Carrère cerca di balbettare qualcosa, ma il regista – uomo notoriamente ispido – lo tratta a pesci in faccia, con gratuita crudeltà.

Lo ammonisce, con la sua voce profonda e "meravigliosa", che non ha letto il libro e che non ha intenzione di leggerlo; che si tratta, anzi, di Bullshit. Merda. E che quindi si sbrigasse con l'intervista che vuole fargli. 

Con l'ego sanguinante, lo spavaldo freelance ripiega traumatizzato. Oggi confessa: «Da allora non ho più rivisto Herzog. Dicono che col tempo sia diventato più umano. Anche se l'idea mi terrorizza, sarebbe bello incontrarlo di nuovo. Comunque trovo i suoi lavori successivi molto meno convincenti. Per questo, quando mi hanno chiesto una versione aggiornata del saggio, ho rifiutato». 

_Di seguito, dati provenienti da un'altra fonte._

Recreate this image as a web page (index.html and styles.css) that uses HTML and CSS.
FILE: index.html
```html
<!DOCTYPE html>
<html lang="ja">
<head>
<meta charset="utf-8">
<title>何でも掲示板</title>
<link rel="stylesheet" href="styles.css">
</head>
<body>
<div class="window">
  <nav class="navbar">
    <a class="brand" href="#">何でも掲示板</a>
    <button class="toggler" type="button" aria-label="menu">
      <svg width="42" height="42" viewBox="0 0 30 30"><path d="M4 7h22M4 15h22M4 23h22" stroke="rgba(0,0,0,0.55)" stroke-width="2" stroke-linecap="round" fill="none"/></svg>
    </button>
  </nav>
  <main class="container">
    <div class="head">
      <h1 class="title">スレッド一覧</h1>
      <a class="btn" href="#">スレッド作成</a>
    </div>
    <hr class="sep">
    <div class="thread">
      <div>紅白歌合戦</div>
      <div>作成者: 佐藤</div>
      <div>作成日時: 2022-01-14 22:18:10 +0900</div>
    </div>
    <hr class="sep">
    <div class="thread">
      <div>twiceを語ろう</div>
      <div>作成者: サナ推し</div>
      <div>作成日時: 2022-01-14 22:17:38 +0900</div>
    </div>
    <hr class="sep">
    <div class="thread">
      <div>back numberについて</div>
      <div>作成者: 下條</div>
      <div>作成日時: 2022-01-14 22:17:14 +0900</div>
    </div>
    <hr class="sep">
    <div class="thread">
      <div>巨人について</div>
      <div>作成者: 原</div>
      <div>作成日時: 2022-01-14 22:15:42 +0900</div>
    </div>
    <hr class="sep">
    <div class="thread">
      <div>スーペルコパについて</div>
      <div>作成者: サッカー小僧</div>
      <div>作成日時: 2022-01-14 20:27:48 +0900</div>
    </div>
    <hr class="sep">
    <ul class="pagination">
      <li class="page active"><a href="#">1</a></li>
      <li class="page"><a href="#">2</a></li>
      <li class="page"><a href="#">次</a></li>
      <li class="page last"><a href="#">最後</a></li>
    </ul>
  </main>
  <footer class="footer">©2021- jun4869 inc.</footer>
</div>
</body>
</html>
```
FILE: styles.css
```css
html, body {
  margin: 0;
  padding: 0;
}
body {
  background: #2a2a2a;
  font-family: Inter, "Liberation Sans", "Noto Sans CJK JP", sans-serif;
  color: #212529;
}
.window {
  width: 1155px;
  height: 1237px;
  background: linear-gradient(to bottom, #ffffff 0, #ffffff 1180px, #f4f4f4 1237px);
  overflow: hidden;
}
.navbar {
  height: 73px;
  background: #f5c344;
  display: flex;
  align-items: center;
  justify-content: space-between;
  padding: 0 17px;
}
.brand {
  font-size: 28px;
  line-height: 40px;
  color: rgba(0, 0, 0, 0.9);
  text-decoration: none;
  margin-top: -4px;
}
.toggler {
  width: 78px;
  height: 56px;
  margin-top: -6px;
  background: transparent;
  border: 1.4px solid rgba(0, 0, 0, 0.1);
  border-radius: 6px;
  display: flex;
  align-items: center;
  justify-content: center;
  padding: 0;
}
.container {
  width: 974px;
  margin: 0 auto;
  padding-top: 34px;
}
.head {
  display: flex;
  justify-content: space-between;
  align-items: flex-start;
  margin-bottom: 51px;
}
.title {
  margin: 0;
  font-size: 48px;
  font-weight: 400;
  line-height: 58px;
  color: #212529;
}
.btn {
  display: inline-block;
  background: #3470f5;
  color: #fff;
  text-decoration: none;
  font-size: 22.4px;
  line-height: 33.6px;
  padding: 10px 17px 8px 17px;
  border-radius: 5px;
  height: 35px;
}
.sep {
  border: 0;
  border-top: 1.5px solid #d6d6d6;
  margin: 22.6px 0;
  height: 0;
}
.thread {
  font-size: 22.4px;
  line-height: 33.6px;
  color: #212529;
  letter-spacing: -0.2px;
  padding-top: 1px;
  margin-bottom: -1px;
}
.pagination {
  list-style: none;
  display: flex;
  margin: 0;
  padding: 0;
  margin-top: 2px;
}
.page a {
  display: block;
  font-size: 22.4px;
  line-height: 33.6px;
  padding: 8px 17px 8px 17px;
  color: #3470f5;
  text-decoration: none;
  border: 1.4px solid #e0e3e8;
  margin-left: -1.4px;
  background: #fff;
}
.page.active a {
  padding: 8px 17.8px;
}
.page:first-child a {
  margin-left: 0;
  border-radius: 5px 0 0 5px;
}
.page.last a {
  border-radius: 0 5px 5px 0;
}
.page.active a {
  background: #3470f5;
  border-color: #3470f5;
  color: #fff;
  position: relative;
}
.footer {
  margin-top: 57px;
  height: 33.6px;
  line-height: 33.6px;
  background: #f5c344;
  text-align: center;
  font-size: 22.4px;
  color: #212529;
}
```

Roberto Manassero scrive su Doppiozero: La grandezza del libro, Limonov, è che "Carrère tratta il suo protagonista allo stesso modo di Herzog, cioè con sguardo severo e oggettivo, in virtù dell’ammirata fascinazione che prova per entrambi, sta nell’assoluta onestà intellettuale della scrittura, nella mancanza di rivendicazione soggettiva da parte dell’autore. Per cui Carrère non se la prende mai, non scrive per rivendicare ragioni o lamentare torti."

"Se definisce, come definisce, Herzog un «fascista», o meglio, se vede nell’egoismo superomista di Herzog il nocciolo del fascismo, ammettendo di non capire quali ragioni avesse per trattare in modo sgarbato un ragazzo magari valleitario ma pur sempre appassionato, Carrère usa la vita di un suo simile – di un suo simile che ammira e non capisce – come uno strumento per scandagliare se stesso."

....

"Carrère ha nei confronti del suo personaggio (Limonov, ndr) un rapporto di distanza e ammirazione, di invidia e insieme di disprezzo, e lo dice apertamente, non si nasconde, si butta dentro il suo lavoro con il peso ingombrante delle annotazioni sulla sua vita, e fa capire più di ogni altra cosa, dietro le agili e appassionanti rievocazioni storiche e biografiche, di scrivere soprattutto per se stesso, di scrivere e raccontare, così come per Herzog deve essere stato filmare o commentare immagini create da altri, per capire cosa unisce un essere umano moderato, intelligente e onesto come lo stesso Carrère, o come l’Herzog ormai invecchiato alle prese con la follia di Tradwell (nel suo film Grizzly man, ndr)  davanti all’esempio di una persona evidentemente fuori dal comune, un superuomo, come Carrère a un certo punto definisce sia Limonov sia Herzog, che di eroico e romantico non ha nulla, che anzi scivola spesso nel povero stronzo invidioso e convinto della propria superiorità, ma che sembra essere venuto al mondo per ricordare agli altri il peso delle loro scelte, i limiti delle regole sociali e dei contesti storici che condizionano ogni vita comune."

"Carrère scrive a un certo punto che se oggi Herzog si ricordasse del comportamento poco educato avuto nei suoi confronti, probabilmente si scuserebbe: e in effetti, a giudicare dal tono delle parole che usa alla fine di Grizzly Man, riflettendo sul valore della vita ridicola di Treadwell («E mentre guardiamo gli animali nella loro scelta di vivere, nella loro grazia e ferocia, un’idea si fa sempre più strada: queste immagini non sono tanto uno sguardo sulla natura quanto piuttosto su noi stessi, sulla nostra natura. Ed è questo che secondo me, al di là della sua missione, dà significato alla sua vita e alla sua morte»), viene da pensare, che sì, oggi Herzog si scuserebbe, perché nel dubbio spaventato con cui ammette di giudicare il suo personaggio si coglie la stessa onestà intellettuale che rende autentiche le pagine di Limonov. "

"E in questo, a nostro parere, si intravede uno dei segreti per cui ha pur sempre senso scrivere, filmare e raccontare il reale. Non per capirlo, ma per sentirlo meno alieno e meno distante."